== WORK INSTRUCTIONS ==
Do any lines in the data below contain "code"? If so, copy every one of them.

== LISTED RECORDS ==
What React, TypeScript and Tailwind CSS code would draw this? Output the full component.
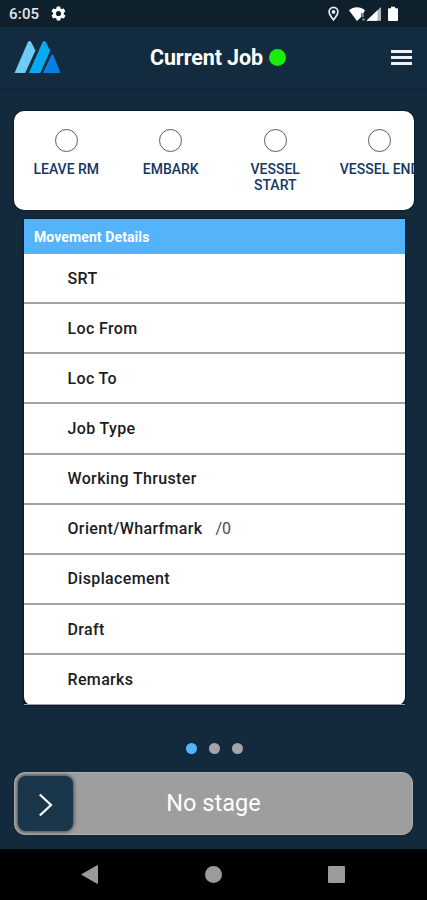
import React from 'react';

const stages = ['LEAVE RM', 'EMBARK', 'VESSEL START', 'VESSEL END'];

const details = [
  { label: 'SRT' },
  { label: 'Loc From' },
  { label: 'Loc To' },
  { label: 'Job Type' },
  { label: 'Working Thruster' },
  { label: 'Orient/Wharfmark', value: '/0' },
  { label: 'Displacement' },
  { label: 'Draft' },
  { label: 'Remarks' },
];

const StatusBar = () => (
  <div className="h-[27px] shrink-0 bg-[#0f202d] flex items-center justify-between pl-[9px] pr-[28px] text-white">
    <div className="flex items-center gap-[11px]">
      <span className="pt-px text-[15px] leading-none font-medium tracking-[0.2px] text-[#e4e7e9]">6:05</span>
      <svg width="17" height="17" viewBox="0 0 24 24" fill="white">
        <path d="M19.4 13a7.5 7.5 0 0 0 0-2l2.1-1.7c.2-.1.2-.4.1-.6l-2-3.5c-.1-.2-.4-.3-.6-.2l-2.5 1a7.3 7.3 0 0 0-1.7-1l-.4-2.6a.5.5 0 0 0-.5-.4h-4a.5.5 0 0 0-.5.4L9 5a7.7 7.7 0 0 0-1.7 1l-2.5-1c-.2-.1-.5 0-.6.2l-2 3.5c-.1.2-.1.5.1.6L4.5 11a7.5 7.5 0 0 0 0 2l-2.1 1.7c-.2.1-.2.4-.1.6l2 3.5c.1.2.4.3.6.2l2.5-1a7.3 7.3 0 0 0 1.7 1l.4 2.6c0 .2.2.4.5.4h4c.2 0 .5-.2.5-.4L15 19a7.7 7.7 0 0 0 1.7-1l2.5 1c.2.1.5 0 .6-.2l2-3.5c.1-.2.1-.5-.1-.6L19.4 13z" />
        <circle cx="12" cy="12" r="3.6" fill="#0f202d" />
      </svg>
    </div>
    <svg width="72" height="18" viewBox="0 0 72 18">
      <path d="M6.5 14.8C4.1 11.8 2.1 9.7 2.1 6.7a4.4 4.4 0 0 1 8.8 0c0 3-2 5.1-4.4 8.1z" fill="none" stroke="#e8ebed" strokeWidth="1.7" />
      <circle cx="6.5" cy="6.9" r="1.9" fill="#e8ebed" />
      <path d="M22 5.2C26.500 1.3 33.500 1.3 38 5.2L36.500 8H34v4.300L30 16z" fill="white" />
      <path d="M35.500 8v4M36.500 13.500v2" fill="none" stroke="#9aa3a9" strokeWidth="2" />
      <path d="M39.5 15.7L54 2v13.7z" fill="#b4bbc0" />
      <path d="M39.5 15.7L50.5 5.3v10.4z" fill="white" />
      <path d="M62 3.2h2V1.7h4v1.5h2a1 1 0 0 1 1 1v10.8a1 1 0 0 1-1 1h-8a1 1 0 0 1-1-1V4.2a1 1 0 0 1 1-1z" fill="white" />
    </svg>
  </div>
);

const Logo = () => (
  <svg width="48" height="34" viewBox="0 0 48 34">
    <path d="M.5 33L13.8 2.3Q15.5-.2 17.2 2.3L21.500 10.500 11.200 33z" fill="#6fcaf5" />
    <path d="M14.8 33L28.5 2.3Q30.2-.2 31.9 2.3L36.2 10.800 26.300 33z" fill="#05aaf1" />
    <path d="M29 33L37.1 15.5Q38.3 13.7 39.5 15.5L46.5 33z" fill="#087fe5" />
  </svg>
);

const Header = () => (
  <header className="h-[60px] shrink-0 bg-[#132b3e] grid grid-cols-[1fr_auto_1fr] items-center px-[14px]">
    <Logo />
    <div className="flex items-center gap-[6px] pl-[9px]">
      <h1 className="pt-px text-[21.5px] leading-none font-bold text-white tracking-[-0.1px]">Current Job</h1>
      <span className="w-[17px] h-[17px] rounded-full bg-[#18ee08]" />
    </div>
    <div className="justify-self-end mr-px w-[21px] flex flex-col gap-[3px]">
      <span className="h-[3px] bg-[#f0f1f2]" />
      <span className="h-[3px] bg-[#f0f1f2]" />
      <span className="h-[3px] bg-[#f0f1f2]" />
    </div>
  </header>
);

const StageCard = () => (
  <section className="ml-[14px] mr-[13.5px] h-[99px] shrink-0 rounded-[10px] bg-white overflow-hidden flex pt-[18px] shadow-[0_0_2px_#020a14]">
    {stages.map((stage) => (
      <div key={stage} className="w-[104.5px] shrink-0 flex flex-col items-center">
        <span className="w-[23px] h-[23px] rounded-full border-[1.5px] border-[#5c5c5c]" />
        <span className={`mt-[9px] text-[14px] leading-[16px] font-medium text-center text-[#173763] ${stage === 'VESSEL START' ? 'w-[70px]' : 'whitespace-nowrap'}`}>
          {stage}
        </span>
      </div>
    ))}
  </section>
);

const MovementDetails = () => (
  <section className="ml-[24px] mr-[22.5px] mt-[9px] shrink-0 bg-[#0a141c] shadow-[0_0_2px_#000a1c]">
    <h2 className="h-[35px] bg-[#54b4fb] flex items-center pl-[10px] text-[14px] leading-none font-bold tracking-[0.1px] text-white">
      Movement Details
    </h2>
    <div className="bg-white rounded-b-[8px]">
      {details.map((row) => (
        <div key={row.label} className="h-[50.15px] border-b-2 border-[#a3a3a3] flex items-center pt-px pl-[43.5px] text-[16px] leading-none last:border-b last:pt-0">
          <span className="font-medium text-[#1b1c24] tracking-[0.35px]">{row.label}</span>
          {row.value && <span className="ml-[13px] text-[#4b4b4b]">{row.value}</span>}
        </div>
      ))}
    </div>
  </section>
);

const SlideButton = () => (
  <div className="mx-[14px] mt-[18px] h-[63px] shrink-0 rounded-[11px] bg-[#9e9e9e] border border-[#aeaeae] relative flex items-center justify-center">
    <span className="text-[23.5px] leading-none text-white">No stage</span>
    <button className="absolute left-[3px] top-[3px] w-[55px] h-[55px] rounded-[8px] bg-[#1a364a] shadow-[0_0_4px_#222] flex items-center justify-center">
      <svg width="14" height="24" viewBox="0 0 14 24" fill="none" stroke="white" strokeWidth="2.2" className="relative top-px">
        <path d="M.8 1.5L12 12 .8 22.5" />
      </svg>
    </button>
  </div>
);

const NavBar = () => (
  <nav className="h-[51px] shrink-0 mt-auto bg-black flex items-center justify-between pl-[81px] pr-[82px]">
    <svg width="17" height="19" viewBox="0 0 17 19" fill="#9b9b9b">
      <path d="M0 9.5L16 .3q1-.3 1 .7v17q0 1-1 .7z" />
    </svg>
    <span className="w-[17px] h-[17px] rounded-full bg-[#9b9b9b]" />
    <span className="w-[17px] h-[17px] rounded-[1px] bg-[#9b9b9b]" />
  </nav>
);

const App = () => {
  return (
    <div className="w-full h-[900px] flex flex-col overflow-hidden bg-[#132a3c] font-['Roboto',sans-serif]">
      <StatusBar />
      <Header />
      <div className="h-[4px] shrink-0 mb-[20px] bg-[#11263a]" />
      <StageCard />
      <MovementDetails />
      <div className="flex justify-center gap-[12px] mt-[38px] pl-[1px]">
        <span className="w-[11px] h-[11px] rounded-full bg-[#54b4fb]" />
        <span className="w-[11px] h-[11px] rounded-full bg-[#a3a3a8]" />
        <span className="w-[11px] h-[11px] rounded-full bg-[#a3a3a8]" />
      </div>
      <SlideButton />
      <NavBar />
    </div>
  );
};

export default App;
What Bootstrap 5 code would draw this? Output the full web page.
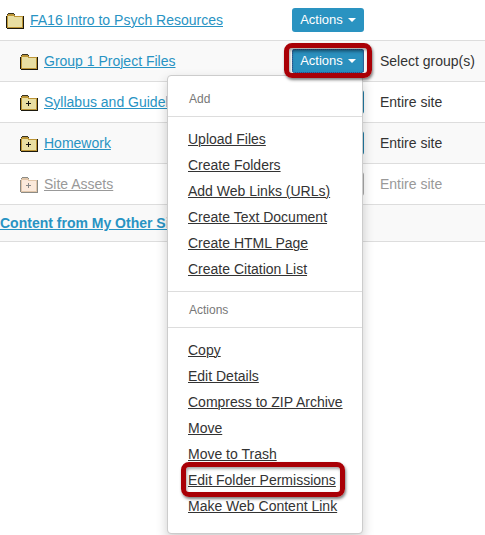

== THE RESULT ==
What React, TypeScript and Tailwind CSS code would draw this? Output the full component.
What Bootstrap 5 code would draw this? Output the full web page.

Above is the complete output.